Exercise task
Every line that contains the word "this" should be copied out.

Source material

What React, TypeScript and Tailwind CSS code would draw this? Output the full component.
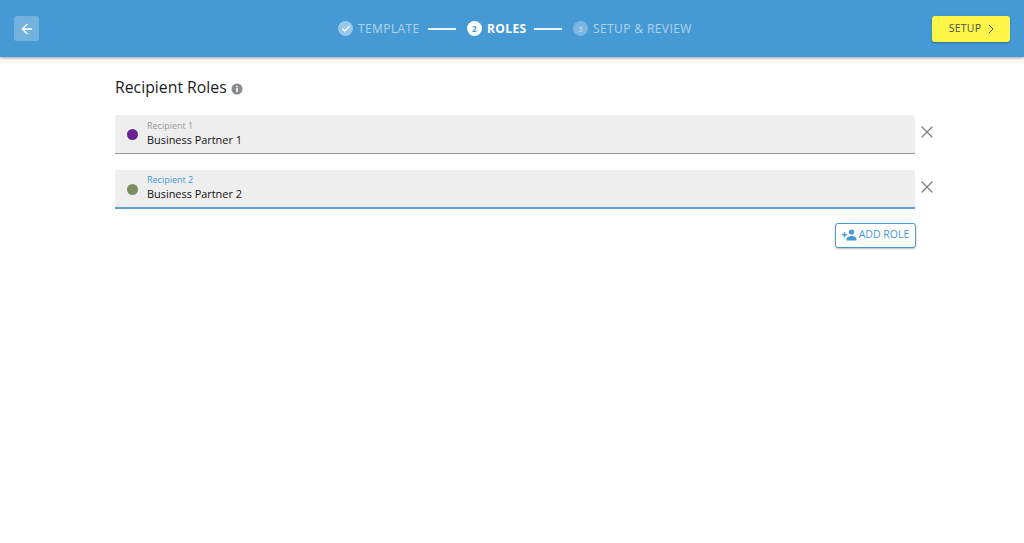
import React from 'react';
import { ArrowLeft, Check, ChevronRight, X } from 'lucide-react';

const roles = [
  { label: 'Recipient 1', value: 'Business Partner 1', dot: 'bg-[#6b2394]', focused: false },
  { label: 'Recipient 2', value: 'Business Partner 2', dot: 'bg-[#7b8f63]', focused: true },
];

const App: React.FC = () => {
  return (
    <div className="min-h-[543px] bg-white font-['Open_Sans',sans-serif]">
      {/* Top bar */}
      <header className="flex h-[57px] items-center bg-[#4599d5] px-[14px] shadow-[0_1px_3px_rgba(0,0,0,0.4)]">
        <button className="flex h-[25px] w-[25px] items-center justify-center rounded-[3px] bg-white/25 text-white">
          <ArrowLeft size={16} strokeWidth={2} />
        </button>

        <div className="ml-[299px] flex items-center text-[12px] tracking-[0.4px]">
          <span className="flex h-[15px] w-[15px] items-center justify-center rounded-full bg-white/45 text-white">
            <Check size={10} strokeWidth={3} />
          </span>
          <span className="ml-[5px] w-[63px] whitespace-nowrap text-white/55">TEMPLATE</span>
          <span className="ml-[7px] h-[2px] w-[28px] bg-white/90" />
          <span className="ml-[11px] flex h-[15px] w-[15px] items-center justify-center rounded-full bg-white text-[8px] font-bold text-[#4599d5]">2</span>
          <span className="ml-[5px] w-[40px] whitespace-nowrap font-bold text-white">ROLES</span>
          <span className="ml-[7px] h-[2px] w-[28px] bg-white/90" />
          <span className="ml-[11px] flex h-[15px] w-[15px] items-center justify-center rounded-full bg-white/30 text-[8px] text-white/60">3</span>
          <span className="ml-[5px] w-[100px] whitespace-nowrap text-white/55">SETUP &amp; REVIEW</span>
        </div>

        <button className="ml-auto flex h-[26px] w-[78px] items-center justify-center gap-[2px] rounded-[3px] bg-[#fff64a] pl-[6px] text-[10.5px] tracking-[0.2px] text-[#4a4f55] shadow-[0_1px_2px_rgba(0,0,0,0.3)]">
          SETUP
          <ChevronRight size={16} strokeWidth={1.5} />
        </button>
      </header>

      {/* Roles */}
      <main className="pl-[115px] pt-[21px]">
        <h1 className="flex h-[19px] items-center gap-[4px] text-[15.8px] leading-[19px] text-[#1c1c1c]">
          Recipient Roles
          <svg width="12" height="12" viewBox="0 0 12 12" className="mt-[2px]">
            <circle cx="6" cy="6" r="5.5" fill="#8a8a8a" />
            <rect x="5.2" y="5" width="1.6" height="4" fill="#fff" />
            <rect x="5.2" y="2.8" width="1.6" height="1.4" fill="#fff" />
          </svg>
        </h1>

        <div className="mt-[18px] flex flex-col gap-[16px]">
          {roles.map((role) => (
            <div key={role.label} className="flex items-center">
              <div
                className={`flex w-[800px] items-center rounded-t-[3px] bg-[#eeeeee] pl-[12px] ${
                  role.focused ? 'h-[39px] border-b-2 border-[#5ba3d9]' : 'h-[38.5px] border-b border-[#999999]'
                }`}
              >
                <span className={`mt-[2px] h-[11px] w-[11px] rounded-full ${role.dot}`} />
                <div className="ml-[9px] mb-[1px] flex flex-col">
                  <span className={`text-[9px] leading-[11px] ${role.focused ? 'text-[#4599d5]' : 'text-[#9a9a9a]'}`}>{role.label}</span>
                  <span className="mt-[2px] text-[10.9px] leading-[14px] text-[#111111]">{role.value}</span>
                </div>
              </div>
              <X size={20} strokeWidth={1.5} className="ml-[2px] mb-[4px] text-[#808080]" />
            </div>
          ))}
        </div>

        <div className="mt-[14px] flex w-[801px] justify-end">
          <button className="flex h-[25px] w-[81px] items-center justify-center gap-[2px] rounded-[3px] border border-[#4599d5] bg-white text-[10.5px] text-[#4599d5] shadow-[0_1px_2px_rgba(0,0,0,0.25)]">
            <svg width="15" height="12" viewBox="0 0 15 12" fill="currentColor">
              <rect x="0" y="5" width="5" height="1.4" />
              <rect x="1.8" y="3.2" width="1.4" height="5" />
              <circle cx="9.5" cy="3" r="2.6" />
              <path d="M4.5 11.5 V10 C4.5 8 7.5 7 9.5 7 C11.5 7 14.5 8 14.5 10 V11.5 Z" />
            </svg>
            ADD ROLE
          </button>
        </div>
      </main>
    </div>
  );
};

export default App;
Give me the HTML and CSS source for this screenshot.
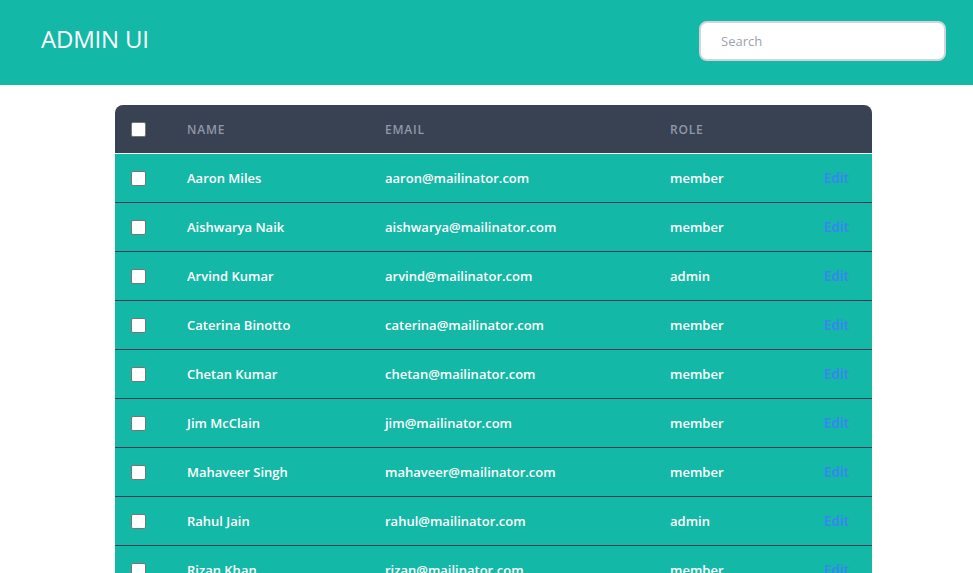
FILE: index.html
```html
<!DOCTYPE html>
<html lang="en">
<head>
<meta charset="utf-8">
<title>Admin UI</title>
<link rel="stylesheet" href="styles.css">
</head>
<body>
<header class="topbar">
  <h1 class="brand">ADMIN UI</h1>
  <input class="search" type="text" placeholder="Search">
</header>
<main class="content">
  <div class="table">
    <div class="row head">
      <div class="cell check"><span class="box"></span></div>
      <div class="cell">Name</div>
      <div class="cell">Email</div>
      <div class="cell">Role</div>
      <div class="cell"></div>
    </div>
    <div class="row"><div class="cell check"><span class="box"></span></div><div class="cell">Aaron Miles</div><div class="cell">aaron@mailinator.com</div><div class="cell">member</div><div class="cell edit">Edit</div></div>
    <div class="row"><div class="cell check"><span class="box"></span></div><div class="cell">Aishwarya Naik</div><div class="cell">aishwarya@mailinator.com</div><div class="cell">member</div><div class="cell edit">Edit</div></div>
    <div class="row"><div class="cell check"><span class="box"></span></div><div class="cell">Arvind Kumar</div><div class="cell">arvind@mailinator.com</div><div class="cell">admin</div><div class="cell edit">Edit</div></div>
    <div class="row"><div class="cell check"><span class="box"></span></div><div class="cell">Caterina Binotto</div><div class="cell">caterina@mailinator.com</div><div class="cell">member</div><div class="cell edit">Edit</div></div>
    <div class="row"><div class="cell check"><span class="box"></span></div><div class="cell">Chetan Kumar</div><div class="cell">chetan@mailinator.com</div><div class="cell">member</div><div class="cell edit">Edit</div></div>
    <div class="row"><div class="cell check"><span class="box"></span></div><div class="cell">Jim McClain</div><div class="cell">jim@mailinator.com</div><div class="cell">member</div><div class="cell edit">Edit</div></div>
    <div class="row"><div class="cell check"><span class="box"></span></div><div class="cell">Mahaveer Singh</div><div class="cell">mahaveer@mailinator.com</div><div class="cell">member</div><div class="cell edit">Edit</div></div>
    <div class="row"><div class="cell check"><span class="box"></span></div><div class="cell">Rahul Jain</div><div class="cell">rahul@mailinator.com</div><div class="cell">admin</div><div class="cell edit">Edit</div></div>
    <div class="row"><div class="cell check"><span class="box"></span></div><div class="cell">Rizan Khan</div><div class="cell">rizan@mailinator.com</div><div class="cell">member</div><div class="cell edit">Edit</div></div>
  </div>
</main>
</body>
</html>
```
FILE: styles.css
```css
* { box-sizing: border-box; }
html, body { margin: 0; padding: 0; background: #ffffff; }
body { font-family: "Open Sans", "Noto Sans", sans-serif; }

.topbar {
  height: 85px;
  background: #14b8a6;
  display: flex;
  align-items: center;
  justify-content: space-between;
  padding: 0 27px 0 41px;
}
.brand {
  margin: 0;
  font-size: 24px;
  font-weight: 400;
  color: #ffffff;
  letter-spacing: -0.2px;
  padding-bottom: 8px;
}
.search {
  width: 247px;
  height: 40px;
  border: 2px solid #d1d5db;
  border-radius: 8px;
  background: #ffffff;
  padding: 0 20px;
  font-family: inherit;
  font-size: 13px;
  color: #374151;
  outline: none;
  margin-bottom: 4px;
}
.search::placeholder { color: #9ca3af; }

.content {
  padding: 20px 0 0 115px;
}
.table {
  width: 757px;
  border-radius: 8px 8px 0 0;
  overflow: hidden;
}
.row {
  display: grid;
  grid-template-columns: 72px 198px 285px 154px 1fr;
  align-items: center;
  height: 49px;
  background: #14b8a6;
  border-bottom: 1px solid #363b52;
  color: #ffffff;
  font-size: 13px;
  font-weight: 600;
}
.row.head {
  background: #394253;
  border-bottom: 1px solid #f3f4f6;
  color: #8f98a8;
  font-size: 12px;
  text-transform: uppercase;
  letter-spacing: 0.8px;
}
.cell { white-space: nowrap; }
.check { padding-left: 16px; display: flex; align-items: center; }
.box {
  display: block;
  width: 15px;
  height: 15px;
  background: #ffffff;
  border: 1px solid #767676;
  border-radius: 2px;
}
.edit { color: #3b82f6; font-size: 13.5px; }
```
* * *
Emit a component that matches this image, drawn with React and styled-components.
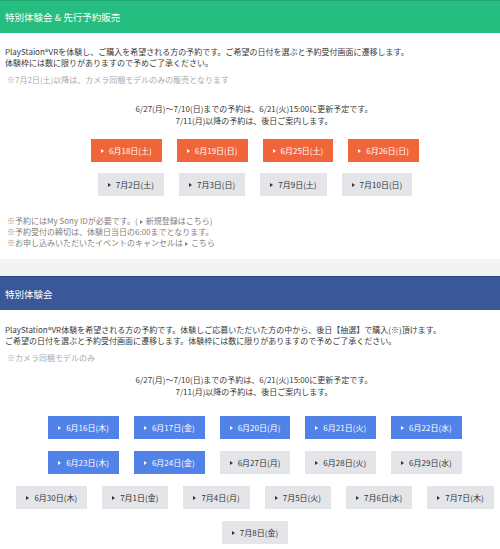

Exercise result
What React, TypeScript and Tailwind CSS code would draw this? Output the full component.
Give me the HTML and CSS source for this screenshot.
Emit a component that matches this image, drawn with React and styled-components.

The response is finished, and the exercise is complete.